Where do I put the crate?
The crate should be in a "people" area, the kitchen or family room. The crate should be within easy reach during the day, so that when things get busy and you can't watch the puppy, the crate is handy, not in the basement or on another floor. If you need two crates in different parts of the house, get two. Dogs are social animals and if you lock a puppy away where they can't see what's going on, you will have a harder time getting the puppy to adjust to a crate.
What do I do now?
Set up a routine that works for you and the puppy. First thing in the morning let the puppy out to potty. If you want them to eliminate in a certain area, take them there and praise them when they go. Also, a catch phrase like "go now" or "hurry up," if said every time, will help your puppy learn faster. The puppy should take all naps in the crate it will make nighttimes easier as the puppy adjusts to being confined. When the puppy is loose in the house it should be confined to the room you are in with a baby gate. If you can't be with the puppy, use the crate. If the crate is properly introduced, the dog will grow to think of the crate as its den. Most dogs that are crate trained will use the open crate as a resting place.
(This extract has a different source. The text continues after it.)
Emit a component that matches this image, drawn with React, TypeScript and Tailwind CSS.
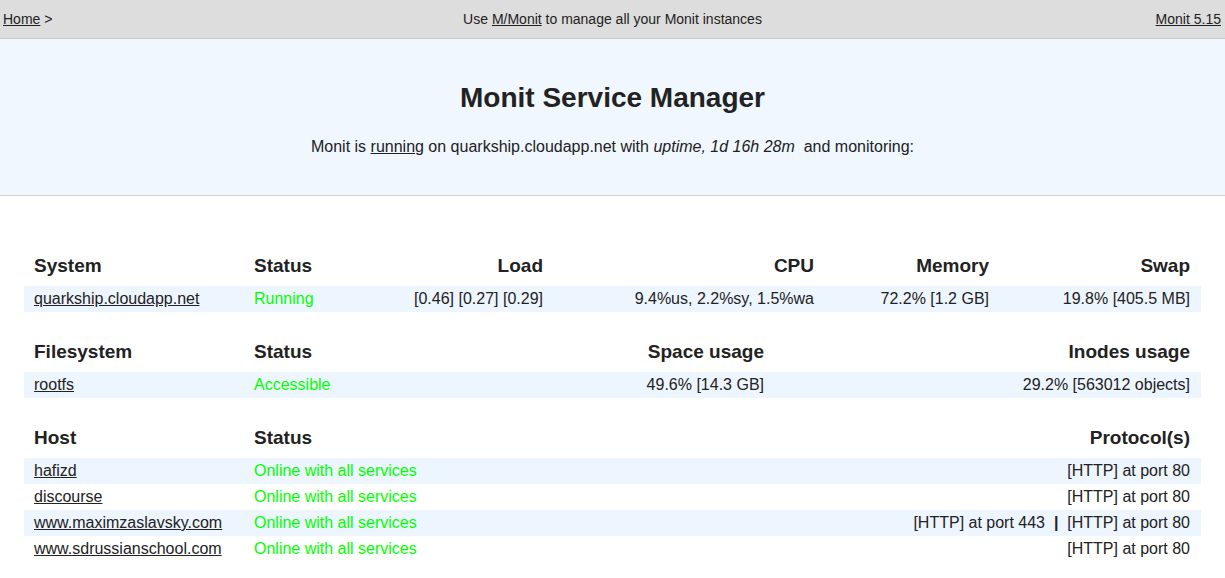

The major use of the crate is to prevent the dog from doing something wrong. If you have small children the crate is a safe place to put your puppy away from the children, and to be used at times when you cannot watch the puppy (eg dinner time).
House manners are just as important as house breaking. It is useless to correct a dog for something it did 5 minutes ago; you must catch them in the act. If the dog is out of the crate unsupervised, it may do something wrong and not be corrected, or worse, corrected after the fact. If the dog is not corrected, it may develop problem behaviour as a habit or learn that it can get "away with it" when it is not supervised.
The dog will not associate a correction with behaviour unless given at the time of the misbehaviour. Corrections after the fact will only confuse the dog and lead to a lack of trust from your dog. If you find evidence of a misdeed after the fact, understand it is your fault, not the dogs. If you use your crate as you would a child's playpen, to keep the puppy safe when you cannot watch it closely, the results will be amazing.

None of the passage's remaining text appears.